もちろん「読ませる」だけではなく、この国における「安楽死」についての通念を裏切るファクト・ファインディング――それはこの間市野川容孝が執拗にこだわってきた問題でもある――もまたそこから浮かび上がってくる。
ぼくが現在日本でもっとも信頼している左翼知識人というのは、実は立岩さんなのだが(あと決して全幅の信頼を置いているわけではなく、結構ひやひやしながら見守っているという感じなのが小泉義之さんである。『現代思想』11月号での二人の対談はとても面白い――ことにピンカー『人間の本性を考える』が出たばかりの昨今というタイミングで読むならば。)、それはなぜかというと、まずはもちろんこのような研究者、書き手としての誠実さによる。
そして第二に、そこから浮かび上がってくるそこはかとない――内田樹の言い方を借りれば――「とほほ」感である。
自信がない、というのではない。
何ごとか正しいこと、正義を語ろうという人は、つまるところ「権威」を打ち立てなければならないのだから、自信がなければ困る。

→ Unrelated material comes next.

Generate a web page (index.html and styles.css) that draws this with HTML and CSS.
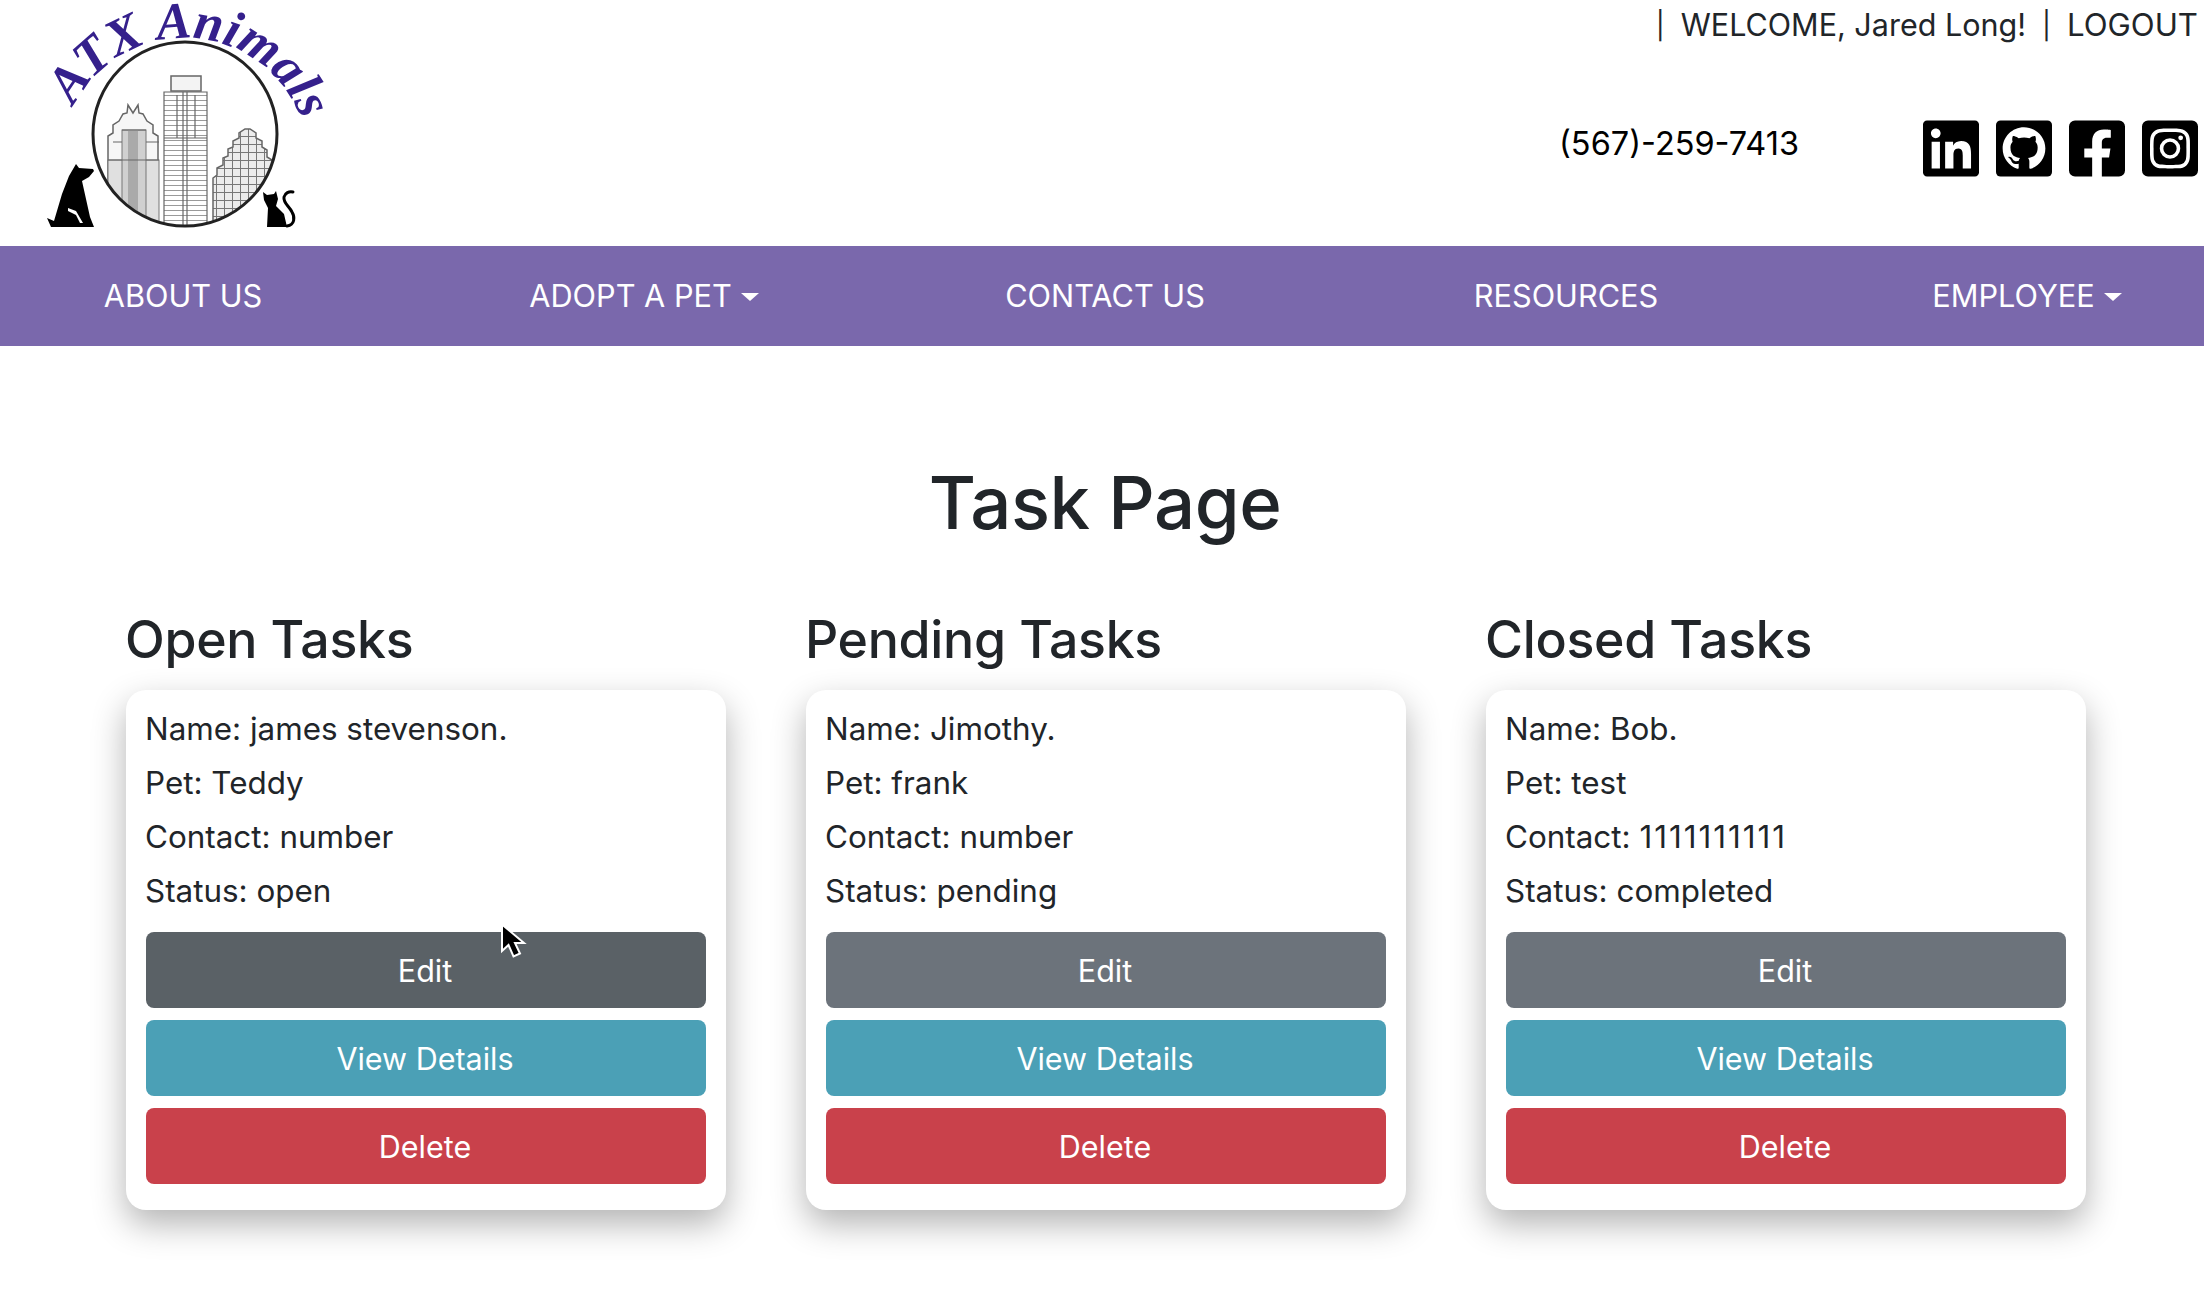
FILE: index.html
```html
<!DOCTYPE html>
<html lang="en">
<head>
<meta charset="utf-8">
<title>Task Page</title>
<link rel="stylesheet" href="styles.css">
</head>
<body>
<header class="top">
  <a class="logo" href="#" aria-label="ATX Animals">
    <svg width="340" height="246" viewBox="0 0 340 246">
      <defs>
        <clipPath id="disc"><circle cx="185" cy="134" r="91"/></clipPath>
        <pattern id="hlines" width="6" height="5" patternUnits="userSpaceOnUse">
          <path d="M0 .5H6" stroke="#9a9a9a" stroke-width="1"/>
        </pattern>
        <pattern id="grid" width="8" height="8" patternUnits="userSpaceOnUse">
          <rect width="8" height="8" fill="#ececec"/>
          <path d="M0 .5H8M.5 0V8" stroke="#777" stroke-width="1"/>
        </pattern>
        <path id="arc" d="M74 106A124 124 0 0 1 304 128"/>
      </defs>
      <text class="logo-text"><textPath href="#arc" startOffset="0">ATX Animals</textPath></text>
      <g clip-path="url(#disc)">
        <path class="b-light" d="M108 228V136l5-3v-8l6-4 4-7 4-1 1-8 5 8 5-8 1 8 4 1 4 7 6 4v8l5 3v92z"/>
        <rect class="b-side" x="108" y="160" width="51" height="70"/>
        <rect class="b-mid" x="122" y="130" width="24" height="100"/>
        <rect class="b-dark" x="128" y="130" width="10" height="100"/>
        <path class="b-line" d="M108 160H159M122 130H146M113 142H122M146 142H159"/>
        <rect class="b-cap" x="171" y="76" width="30" height="15"/>
        <rect class="b-fill" x="164" y="92" width="43" height="136"/>
        <path class="b-line" d="M164 92H207V228H164ZM183 92V228M187 92V228M164 138H207M177 95V138M195 95V138"/>
        <path class="b-grid" d="M213 228V178l4-3v-7l6-3v-7l5-2v-7l5-2v-6l6-3v-5l6-4 5 0 6 4v5l6 3v6l5 3v7l5 3v7l5 4v50z"/>
      </g>
      <circle class="disc" cx="185" cy="134" r="92"/>
      <path class="sil" d="M76 164l3 4 14 1 1 2-5 6-7 4 8 36 4 10H51l-4-9 7 3 8-27 7-18z"/>
      <path class="sil-cut" d="M68 208l8 3 7 12-3 0-4-8-8-4z"/>
      <path class="sil" d="M263 192l4 3 7-1 2-3 2 8-2 7 8 8 3 13H267l1-19-4-8z"/>
      <path class="tail" d="M287 226c8-1 8-9 5-14-3-6-9-9-8-15 1-4 5-6 9-5"/>
    </svg>
  </a>
  <div class="account">
    <nav class="user-links">
      <span class="sep">|</span><a href="#">WELCOME, Jared Long!</a><span class="sep">|</span><a href="#" class="logout">LOGOUT</a>
    </nav>
    <div class="contact-row">
      <span class="phone">(567)-259-7413</span>
      <div class="socials">
        <a href="#" aria-label="LinkedIn"><svg class="icon" viewBox="0 32 448 448"><path d="M416 32H31.9C14.3 32 0 46.5 0 64.3v383.4C0 465.5 14.3 480 31.9 480H416c17.6 0 32-14.5 32-32.3V64.3c0-17.8-14.4-32.3-32-32.3zM135.4 416H69V202.2h66.5V416zm-33.2-243c-21.3 0-38.5-17.3-38.5-38.5S80.9 96 102.2 96c21.2 0 38.5 17.3 38.5 38.5 0 21.3-17.2 38.5-38.5 38.5zm282.1 243h-66.4V312c0-24.8-.5-56.7-34.5-56.7-34.6 0-39.9 27-39.9 54.9V416h-66.4V202.2h63.7v29.2h.9c8.9-16.8 30.6-34.5 62.9-34.5 67.2 0 79.7 44.3 79.7 101.9V416z"/></svg></a>
        <a href="#" aria-label="GitHub"><svg class="icon" viewBox="0 0 16 16"><rect width="16" height="16" rx="1.3"/><g transform="translate(1.9 1.9) scale(.7625)"><path class="knock" d="M8 0C3.58 0 0 3.58 0 8c0 3.54 2.29 6.53 5.47 7.59.4.07.55-.17.55-.38 0-.19-.01-.82-.01-1.49-2.01.37-2.53-.49-2.69-.94-.09-.23-.48-.94-.82-1.13-.28-.15-.68-.52-.01-.53.63-.01 1.08.58 1.23.82.72 1.21 1.87.87 2.33.66.07-.52.28-.87.51-1.07-1.78-.2-3.64-.89-3.64-3.95 0-.87.31-1.59.82-2.15-.08-.2-.36-1.02.08-2.12 0 0 .67-.21 2.2.82.64-.18 1.32-.27 2-.27.68 0 1.36.09 2 .27 1.53-1.04 2.2-.82 2.2-.82.44 1.1.16 1.92.08 2.12.51.56.82 1.27.82 2.15 0 3.07-1.87 3.75-3.65 3.95.29.25.54.73.54 1.48 0 1.07-.01 1.93-.01 2.2 0 .21.15.46.55.38A8.013 8.013 0 0016 8c0-4.42-3.58-8-8-8z"/></g></svg></a>
        <a href="#" aria-label="Facebook"><svg class="icon" viewBox="0 32 448 448"><path d="M400 32H48A48 48 0 0 0 0 80v352a48 48 0 0 0 48 48h137.25V327.69h-63V256h63v-54.64c0-62.15 37-96.48 93.67-96.48 27.14 0 55.52 4.84 55.52 4.84v61h-31.27c-30.81 0-40.42 19.12-40.42 38.73V256h68.78l-11 71.69h-57.78V480H400a48 48 0 0 0 48-48V80a48 48 0 0 0-48-48z"/></svg></a>
        <a href="#" aria-label="Instagram"><svg class="icon" viewBox="0 32 448 448"><path d="M224,202.66A53.34,53.34,0,1,0,277.36,256,53.38,53.38,0,0,0,224,202.66Zm124.71-41a54,54,0,0,0-30.41-30.41c-21-8.29-71-6.43-94.3-6.43s-73.25-1.93-94.31,6.43a54,54,0,0,0-30.41,30.41c-8.28,21-6.43,71.05-6.43,94.33S91,329.26,99.32,350.33a54,54,0,0,0,30.41,30.41c21,8.29,71,6.43,94.31,6.43s73.24,1.93,94.3-6.43a54,54,0,0,0,30.41-30.41c8.35-21,6.43-71.05,6.43-94.33S357.1,182.74,348.75,161.67ZM224,338a82,82,0,1,1,82-82A81.9,81.9,0,0,1,224,338Zm85.38-148.3a19.14,19.14,0,1,1,19.13-19.14A19.1,19.1,0,0,1,309.42,189.74ZM400,32H48A48,48,0,0,0,0,80V432a48,48,0,0,0,48,48H400a48,48,0,0,0,48-48V80A48,48,0,0,0,400,32ZM382.88,322c-1.29,25.63-7.14,48.34-25.85,67s-41.4,24.63-67,25.85c-26.41,1.49-105.59,1.49-132,0-25.63-1.29-48.26-7.15-67-25.85s-24.63-41.42-25.85-67c-1.49-26.42-1.49-105.61,0-132,1.29-25.63,7.07-48.34,25.85-67s41.47-24.56,67-25.78c26.41-1.49,105.59-1.49,132,0,25.63,1.29,48.33,7.15,67,25.85s24.63,41.42,25.85,67.05C384.37,216.44,384.37,295.56,382.88,322Z"/></svg></a>
      </div>
    </div>
  </div>
</header>

<nav class="mainnav">
  <a href="#">ABOUT US</a>
  <a href="#" class="has-caret">ADOPT A PET</a>
  <a href="#">CONTACT US</a>
  <a href="#">RESOURCES</a>
  <a href="#" class="has-caret">EMPLOYEE</a>
</nav>

<main class="page">
  <h1>Task Page</h1>
  <div class="columns">
    <section class="column">
      <h2>Open Tasks</h2>
      <article class="card">
        <p>Name: james stevenson.</p>
        <p>Pet: Teddy</p>
        <p>Contact: number</p>
        <p>Status: open</p>
        <div class="actions">
          <button class="btn btn-edit btn-hover">Edit
            <svg class="cursor" width="28" height="38" viewBox="0 0 28 38"><path d="M2 1.500V28L8.500 22L13.500 33.500L20 30.500L15 20H24Z"/></svg>
          </button>
          <button class="btn btn-info">View Details</button>
          <button class="btn btn-danger">Delete</button>
        </div>
      </article>
    </section>
    <section class="column">
      <h2>Pending Tasks</h2>
      <article class="card">
        <p>Name: Jimothy.</p>
        <p>Pet: frank</p>
        <p>Contact: number</p>
        <p>Status: pending</p>
        <div class="actions">
          <button class="btn btn-edit">Edit</button>
          <button class="btn btn-info">View Details</button>
          <button class="btn btn-danger">Delete</button>
        </div>
      </article>
    </section>
    <section class="column">
      <h2>Closed Tasks</h2>
      <article class="card">
        <p>Name: Bob.</p>
        <p>Pet: test</p>
        <p>Contact: <span class="digits">1111111111</span></p>
        <p>Status: completed</p>
        <div class="actions">
          <button class="btn btn-edit">Edit</button>
          <button class="btn btn-info">View Details</button>
          <button class="btn btn-danger">Delete</button>
        </div>
      </article>
    </section>
  </div>
</main>
</body>
</html>
```

FILE: styles.css
```css
* { box-sizing: border-box; }
html, body { margin: 0; height: 100%; }
body {
  font-family: Inter, "Liberation Sans", sans-serif;
  font-size: 22.4px;
  line-height: 1.5;
  color: #212529;
  background: #fff;
  overflow: hidden;
}
a { color: inherit; text-decoration: none; }

.top { display: flex; justify-content: space-between; height: 246px; }
.logo, .logo svg { display: block; }
.logo-text {
  font-family: "Liberation Serif", serif;
  font-style: italic;
  font-weight: 700;
  font-size: 52px;
  fill: #35208c;
}
.disc { fill: none; stroke: #222; stroke-width: 3; }
.b-light { fill: #f6f6f6; stroke: #666; stroke-width: 1.5; }
.b-side { fill: #e0e0e0; stroke: #777; stroke-width: 1; }
.b-mid { fill: #d0d0d0; stroke: #777; stroke-width: 1; }
.b-dark { fill: #aaa; }
.b-line { fill: none; stroke: #666; stroke-width: 1.2; }
.b-cap { fill: #f3f3f3; stroke: #666; stroke-width: 1.5; }
.b-fill { fill: url(#hlines); }
.b-grid { fill: url(#grid); stroke: #666; stroke-width: 1.5; }
.sil { fill: #000; }
.sil-cut { fill: #fff; }
.tail { fill: none; stroke: #000; stroke-width: 3; stroke-linecap: round; }

.account { display: flex; flex-direction: column; align-items: flex-end; padding-right: 6px; }
.user-links { display: flex; gap: 16px; height: 50px; padding-top: 1px; align-items: center; font-size: 30.500px; line-height: 1; }
.user-links .sep { font-size: 27px; }
.user-links .logout { font-size: 31.200px; }
.user-links a, .user-links .sep { white-space: nowrap; }
.contact-row { display: flex; align-items: center; margin-top: 70px; }
.phone { color: #000; font-size: 32.500px; line-height: 1; margin-right: 124px; margin-top: -9px; white-space: nowrap; }
.socials { display: flex; gap: 17px; }
.socials a { display: block; height: 57px; }
.icon { display: block; width: 56px; height: 57px; fill: #000; }
.knock { fill: #fff; }

.mainnav {
  display: grid;
  grid-template-columns: repeat(5, 461px);
  justify-content: center;
  height: 100px;
  padding: 1px 0 0 6px;
  background: #7a68ac;
  overflow: hidden;
}
.mainnav a {
  display: flex;
  align-items: center;
  justify-content: center;
  gap: 9px;
  color: #fff;
  font-size: 30.700px;
}
.has-caret::after {
  content: "";
  border-top: 8.500px solid #fff;
  border-left: 9px solid transparent;
  border-right: 9px solid transparent;
}

.page { width: 1968px; margin: 0 auto; padding-left: 8px; }
h1 {
  margin: 110px 0 0;
  padding-right: 2px;
  text-align: center;
  font-size: 72.500px;
  font-weight: 500;
  line-height: 94px;
  letter-spacing: -.5px;
}
.columns { display: grid; grid-template-columns: repeat(3, 600px); column-gap: 80px; margin-top: 58px; }
h2 {
  margin: 0 0 20px -1px;
  font-size: 51.800px;
  font-weight: 500;
  line-height: 62px;
  letter-spacing: -.3px;
}
.card {
  padding: 20px 20px 26px;
  background: #fff;
  border-radius: 20px;
  box-shadow: 0 14px 34px rgba(0, 0, 0, .3);
}
.card p { margin: 0 0 16px -1px; font-size: 31.400px; line-height: 38px; }
.card p:last-of-type { margin-bottom: 0; }
.digits { letter-spacing: 2px; }
.actions { display: flex; flex-direction: column; gap: 12px; margin-top: 22px; }
.btn {
  position: relative;
  display: block;
  width: 100%;
  height: 76px;
  padding: 2px 2px 0 0;
  border: 0;
  border-radius: 8px;
  color: #fff;
  font: inherit;
  font-size: 30.500px;
}
.btn-edit { background: #6c737b; }
.btn-hover { background: #5a6166; }
.btn-info { background: #4ba0b6; }
.btn-danger { background: #c9414b; }
.cursor { position: absolute; left: 354px; top: -9px; }
.cursor path { fill: #000; stroke: #fff; stroke-width: 2; }
```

しかし同時に何ほどかの「とほほ」感がないのも、やっぱりこまりものだ。
「誰にでも間違いはあり、無論自分も例外ではない。それを認めることによって責任逃れをするつもりはないが、やはりひょっとしたら俺は間違っているということもありうる……」
立岩さんはそういう気分を確実に読者に届ける力があるように思う。
それは問題の複雑さ、手に負えなさをきちんと読み手に伝えようとする姿勢にあるのではないか。